Information shown:
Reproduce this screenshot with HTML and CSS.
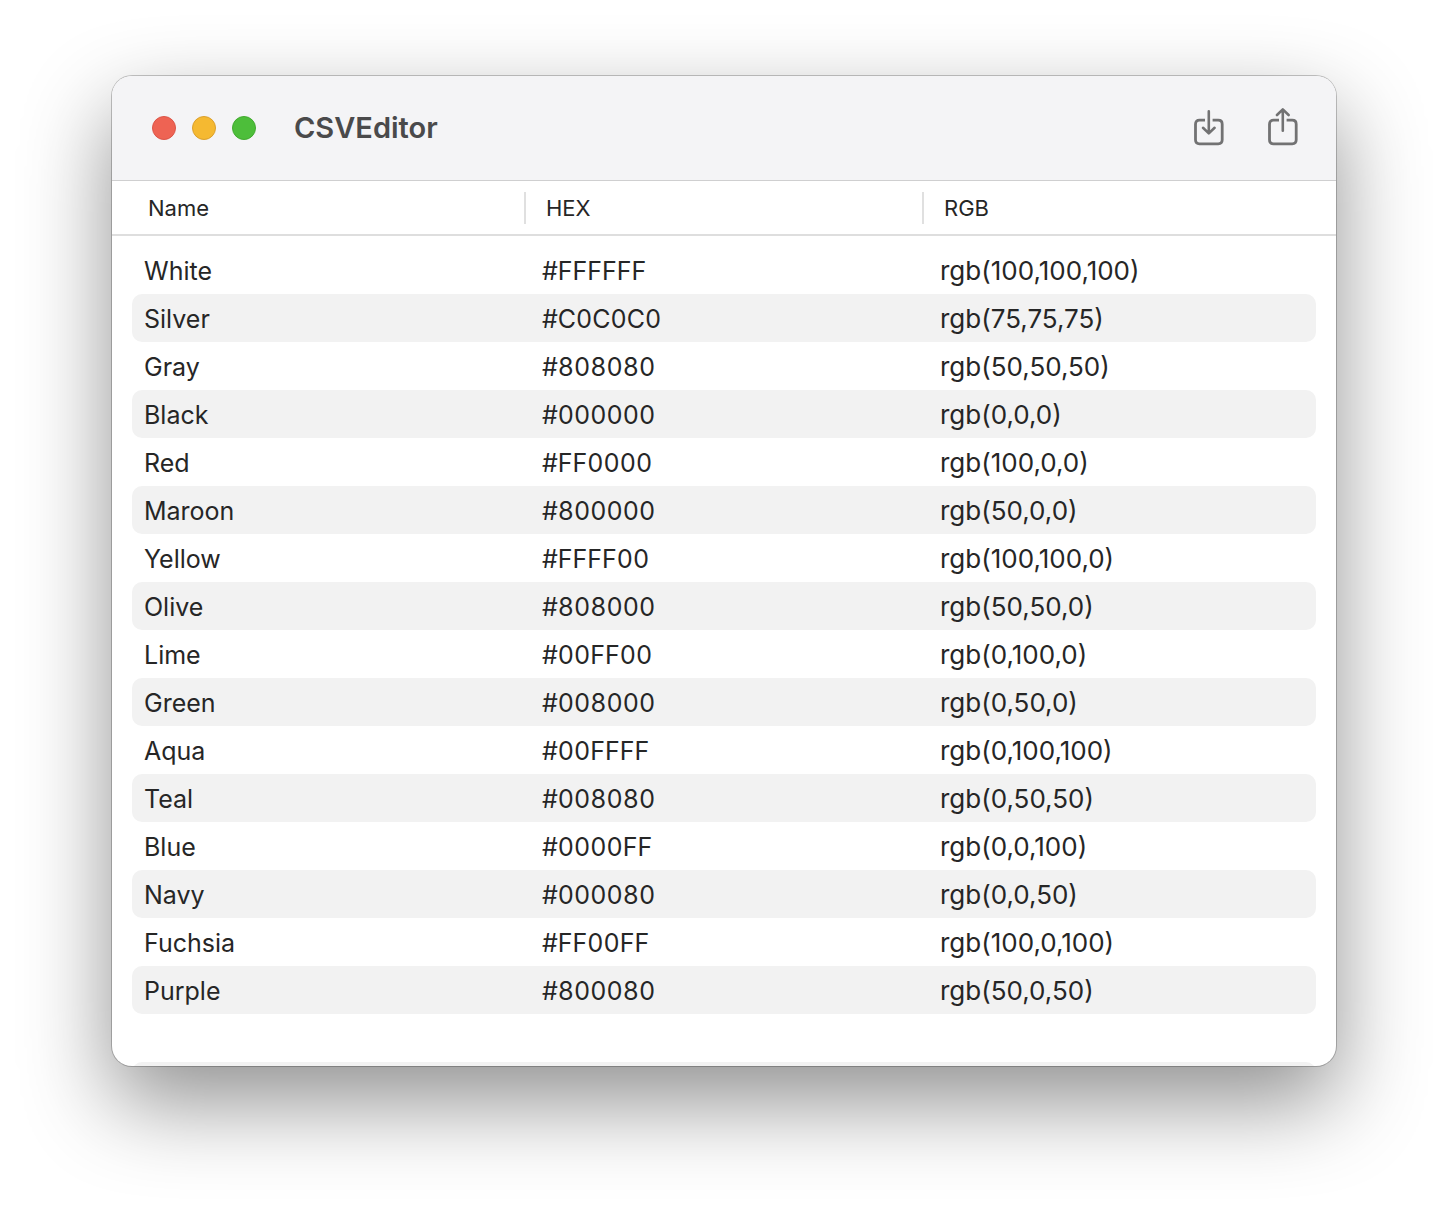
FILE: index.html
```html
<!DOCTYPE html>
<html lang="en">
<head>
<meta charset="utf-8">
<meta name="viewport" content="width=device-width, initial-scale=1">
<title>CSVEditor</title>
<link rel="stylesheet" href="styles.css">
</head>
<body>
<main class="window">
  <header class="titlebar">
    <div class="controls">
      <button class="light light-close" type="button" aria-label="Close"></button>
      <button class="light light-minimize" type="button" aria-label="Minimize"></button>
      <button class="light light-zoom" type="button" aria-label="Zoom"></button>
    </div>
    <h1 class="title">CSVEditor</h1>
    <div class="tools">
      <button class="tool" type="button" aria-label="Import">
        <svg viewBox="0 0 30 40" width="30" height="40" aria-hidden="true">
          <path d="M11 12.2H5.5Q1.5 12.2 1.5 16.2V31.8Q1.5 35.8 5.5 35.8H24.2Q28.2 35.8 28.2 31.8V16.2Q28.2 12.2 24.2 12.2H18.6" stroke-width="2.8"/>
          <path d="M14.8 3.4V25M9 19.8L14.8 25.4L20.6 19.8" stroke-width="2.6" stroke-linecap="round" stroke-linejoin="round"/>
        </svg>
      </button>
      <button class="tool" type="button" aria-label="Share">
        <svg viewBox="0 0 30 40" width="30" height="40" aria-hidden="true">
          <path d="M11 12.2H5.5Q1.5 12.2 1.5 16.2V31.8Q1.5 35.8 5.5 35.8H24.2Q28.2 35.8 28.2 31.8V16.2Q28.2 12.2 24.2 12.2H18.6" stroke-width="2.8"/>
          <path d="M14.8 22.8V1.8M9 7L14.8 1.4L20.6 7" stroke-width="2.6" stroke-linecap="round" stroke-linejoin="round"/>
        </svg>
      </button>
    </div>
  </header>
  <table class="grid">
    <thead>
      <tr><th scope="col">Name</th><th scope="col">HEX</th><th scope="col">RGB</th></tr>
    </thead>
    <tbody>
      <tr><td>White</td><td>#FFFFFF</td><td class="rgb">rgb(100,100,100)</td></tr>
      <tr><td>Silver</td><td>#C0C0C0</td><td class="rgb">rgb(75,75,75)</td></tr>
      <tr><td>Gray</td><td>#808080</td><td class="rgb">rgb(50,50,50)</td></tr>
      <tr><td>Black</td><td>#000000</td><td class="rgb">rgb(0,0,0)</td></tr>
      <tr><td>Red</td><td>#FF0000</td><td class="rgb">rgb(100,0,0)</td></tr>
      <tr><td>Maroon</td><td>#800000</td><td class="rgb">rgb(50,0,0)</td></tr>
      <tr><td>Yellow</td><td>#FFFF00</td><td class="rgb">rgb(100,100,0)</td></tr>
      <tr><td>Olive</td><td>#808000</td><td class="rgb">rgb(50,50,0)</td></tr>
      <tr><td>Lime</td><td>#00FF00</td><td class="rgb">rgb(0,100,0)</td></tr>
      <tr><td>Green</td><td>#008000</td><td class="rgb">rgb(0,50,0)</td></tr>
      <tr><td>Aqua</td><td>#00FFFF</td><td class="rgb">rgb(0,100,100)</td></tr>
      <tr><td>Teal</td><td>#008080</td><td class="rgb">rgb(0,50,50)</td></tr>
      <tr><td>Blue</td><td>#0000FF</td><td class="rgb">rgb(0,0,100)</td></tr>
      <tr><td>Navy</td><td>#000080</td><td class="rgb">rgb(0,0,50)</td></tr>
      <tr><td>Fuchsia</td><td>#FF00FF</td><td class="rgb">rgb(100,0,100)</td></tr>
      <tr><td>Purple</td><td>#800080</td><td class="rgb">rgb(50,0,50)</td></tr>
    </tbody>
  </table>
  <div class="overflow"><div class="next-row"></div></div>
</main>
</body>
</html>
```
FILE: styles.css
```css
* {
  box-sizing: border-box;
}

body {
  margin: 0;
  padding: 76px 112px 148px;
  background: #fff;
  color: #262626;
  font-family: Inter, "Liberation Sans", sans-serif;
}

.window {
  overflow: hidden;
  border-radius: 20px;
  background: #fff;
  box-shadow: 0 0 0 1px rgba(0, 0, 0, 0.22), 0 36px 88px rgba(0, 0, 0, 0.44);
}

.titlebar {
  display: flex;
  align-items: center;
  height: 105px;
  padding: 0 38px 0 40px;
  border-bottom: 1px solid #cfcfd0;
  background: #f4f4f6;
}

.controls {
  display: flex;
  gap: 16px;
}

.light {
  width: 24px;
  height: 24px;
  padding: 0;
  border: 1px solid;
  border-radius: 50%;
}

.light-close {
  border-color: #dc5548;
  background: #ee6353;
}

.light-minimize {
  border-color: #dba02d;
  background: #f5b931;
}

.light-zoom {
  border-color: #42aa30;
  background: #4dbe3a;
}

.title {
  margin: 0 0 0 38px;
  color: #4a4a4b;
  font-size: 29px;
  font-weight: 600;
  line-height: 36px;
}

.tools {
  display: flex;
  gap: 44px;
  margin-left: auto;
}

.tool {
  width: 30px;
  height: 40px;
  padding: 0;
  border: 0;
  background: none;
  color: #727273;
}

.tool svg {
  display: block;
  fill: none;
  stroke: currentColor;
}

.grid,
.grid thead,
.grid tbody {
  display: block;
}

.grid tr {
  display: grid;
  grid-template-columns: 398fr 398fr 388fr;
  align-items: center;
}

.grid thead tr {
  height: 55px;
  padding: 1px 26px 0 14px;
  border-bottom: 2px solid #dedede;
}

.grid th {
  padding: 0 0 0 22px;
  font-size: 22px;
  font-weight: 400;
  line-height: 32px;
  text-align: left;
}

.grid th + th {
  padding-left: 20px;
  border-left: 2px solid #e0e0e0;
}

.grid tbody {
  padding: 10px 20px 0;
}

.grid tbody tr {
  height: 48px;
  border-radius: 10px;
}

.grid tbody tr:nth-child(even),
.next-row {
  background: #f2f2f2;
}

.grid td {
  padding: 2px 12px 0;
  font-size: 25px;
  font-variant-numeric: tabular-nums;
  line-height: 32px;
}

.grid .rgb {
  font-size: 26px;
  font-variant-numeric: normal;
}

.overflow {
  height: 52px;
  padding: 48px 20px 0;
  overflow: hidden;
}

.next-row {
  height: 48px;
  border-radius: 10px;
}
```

Your instructions: Set down the material exactly, every line of it, except for the pictures.

Final result:
Reproduce this screenshot with HTML and CSS.
FILE: index.html
```html
<!DOCTYPE html>
<html lang="en">
<head>
<meta charset="utf-8">
<meta name="viewport" content="width=device-width, initial-scale=1">
<title>CSVEditor</title>
<link rel="stylesheet" href="styles.css">
</head>
<body>
<main class="window">
  <header class="titlebar">
    <div class="controls">
      <button class="light light-close" type="button" aria-label="Close"></button>
      <button class="light light-minimize" type="button" aria-label="Minimize"></button>
      <button class="light light-zoom" type="button" aria-label="Zoom"></button>
    </div>
    <h1 class="title">CSVEditor</h1>
    <div class="tools">
      <button class="tool" type="button" aria-label="Import">
        <svg viewBox="0 0 30 40" width="30" height="40" aria-hidden="true">
          <path d="M11 12.2H5.5Q1.5 12.2 1.5 16.2V31.8Q1.5 35.8 5.5 35.8H24.2Q28.2 35.8 28.2 31.8V16.2Q28.2 12.2 24.2 12.2H18.6" stroke-width="2.8"/>
          <path d="M14.8 3.4V25M9 19.8L14.8 25.4L20.6 19.8" stroke-width="2.6" stroke-linecap="round" stroke-linejoin="round"/>
        </svg>
      </button>
      <button class="tool" type="button" aria-label="Share">
        <svg viewBox="0 0 30 40" width="30" height="40" aria-hidden="true">
          <path d="M11 12.2H5.5Q1.5 12.2 1.5 16.2V31.8Q1.5 35.8 5.5 35.8H24.2Q28.2 35.8 28.2 31.8V16.2Q28.2 12.2 24.2 12.2H18.6" stroke-width="2.8"/>
          <path d="M14.8 22.8V1.8M9 7L14.8 1.4L20.6 7" stroke-width="2.6" stroke-linecap="round" stroke-linejoin="round"/>
        </svg>
      </button>
    </div>
  </header>
  <table class="grid">
    <thead>
      <tr><th scope="col">Name</th><th scope="col">HEX</th><th scope="col">RGB</th></tr>
    </thead>
    <tbody>
      <tr><td>White</td><td>#FFFFFF</td><td class="rgb">rgb(100,100,100)</td></tr>
      <tr><td>Silver</td><td>#C0C0C0</td><td class="rgb">rgb(75,75,75)</td></tr>
      <tr><td>Gray</td><td>#808080</td><td class="rgb">rgb(50,50,50)</td></tr>
      <tr><td>Black</td><td>#000000</td><td class="rgb">rgb(0,0,0)</td></tr>
      <tr><td>Red</td><td>#FF0000</td><td class="rgb">rgb(100,0,0)</td></tr>
      <tr><td>Maroon</td><td>#800000</td><td class="rgb">rgb(50,0,0)</td></tr>
      <tr><td>Yellow</td><td>#FFFF00</td><td class="rgb">rgb(100,100,0)</td></tr>
      <tr><td>Olive</td><td>#808000</td><td class="rgb">rgb(50,50,0)</td></tr>
      <tr><td>Lime</td><td>#00FF00</td><td class="rgb">rgb(0,100,0)</td></tr>
      <tr><td>Green</td><td>#008000</td><td class="rgb">rgb(0,50,0)</td></tr>
      <tr><td>Aqua</td><td>#00FFFF</td><td class="rgb">rgb(0,100,100)</td></tr>
      <tr><td>Teal</td><td>#008080</td><td class="rgb">rgb(0,50,50)</td></tr>
      <tr><td>Blue</td><td>#0000FF</td><td class="rgb">rgb(0,0,100)</td></tr>
      <tr><td>Navy</td><td>#000080</td><td class="rgb">rgb(0,0,50)</td></tr>
      <tr><td>Fuchsia</td><td>#FF00FF</td><td class="rgb">rgb(100,0,100)</td></tr>
      <tr><td>Purple</td><td>#800080</td><td class="rgb">rgb(50,0,50)</td></tr>
    </tbody>
  </table>
  <div class="overflow"><div class="next-row"></div></div>
</main>
</body>
</html>
```
FILE: styles.css
```css
* {
  box-sizing: border-box;
}

body {
  margin: 0;
  padding: 76px 112px 148px;
  background: #fff;
  color: #262626;
  font-family: Inter, "Liberation Sans", sans-serif;
}

.window {
  overflow: hidden;
  border-radius: 20px;
  background: #fff;
  box-shadow: 0 0 0 1px rgba(0, 0, 0, 0.22), 0 36px 88px rgba(0, 0, 0, 0.44);
}

.titlebar {
  display: flex;
  align-items: center;
  height: 105px;
  padding: 0 38px 0 40px;
  border-bottom: 1px solid #cfcfd0;
  background: #f4f4f6;
}

.controls {
  display: flex;
  gap: 16px;
}

.light {
  width: 24px;
  height: 24px;
  padding: 0;
  border: 1px solid;
  border-radius: 50%;
}

.light-close {
  border-color: #dc5548;
  background: #ee6353;
}

.light-minimize {
  border-color: #dba02d;
  background: #f5b931;
}

.light-zoom {
  border-color: #42aa30;
  background: #4dbe3a;
}

.title {
  margin: 0 0 0 38px;
  color: #4a4a4b;
  font-size: 29px;
  font-weight: 600;
  line-height: 36px;
}

.tools {
  display: flex;
  gap: 44px;
  margin-left: auto;
}

.tool {
  width: 30px;
  height: 40px;
  padding: 0;
  border: 0;
  background: none;
  color: #727273;
}

.tool svg {
  display: block;
  fill: none;
  stroke: currentColor;
}

.grid,
.grid thead,
.grid tbody {
  display: block;
}

.grid tr {
  display: grid;
  grid-template-columns: 398fr 398fr 388fr;
  align-items: center;
}

.grid thead tr {
  height: 55px;
  padding: 1px 26px 0 14px;
  border-bottom: 2px solid #dedede;
}

.grid th {
  padding: 0 0 0 22px;
  font-size: 22px;
  font-weight: 400;
  line-height: 32px;
  text-align: left;
}

.grid th + th {
  padding-left: 20px;
  border-left: 2px solid #e0e0e0;
}

.grid tbody {
  padding: 10px 20px 0;
}

.grid tbody tr {
  height: 48px;
  border-radius: 10px;
}

.grid tbody tr:nth-child(even),
.next-row {
  background: #f2f2f2;
}

.grid td {
  padding: 2px 12px 0;
  font-size: 25px;
  font-variant-numeric: tabular-nums;
  line-height: 32px;
}

.grid .rgb {
  font-size: 26px;
  font-variant-numeric: normal;
}

.overflow {
  height: 52px;
  padding: 48px 20px 0;
  overflow: hidden;
}

.next-row {
  height: 48px;
  border-radius: 10px;
}
```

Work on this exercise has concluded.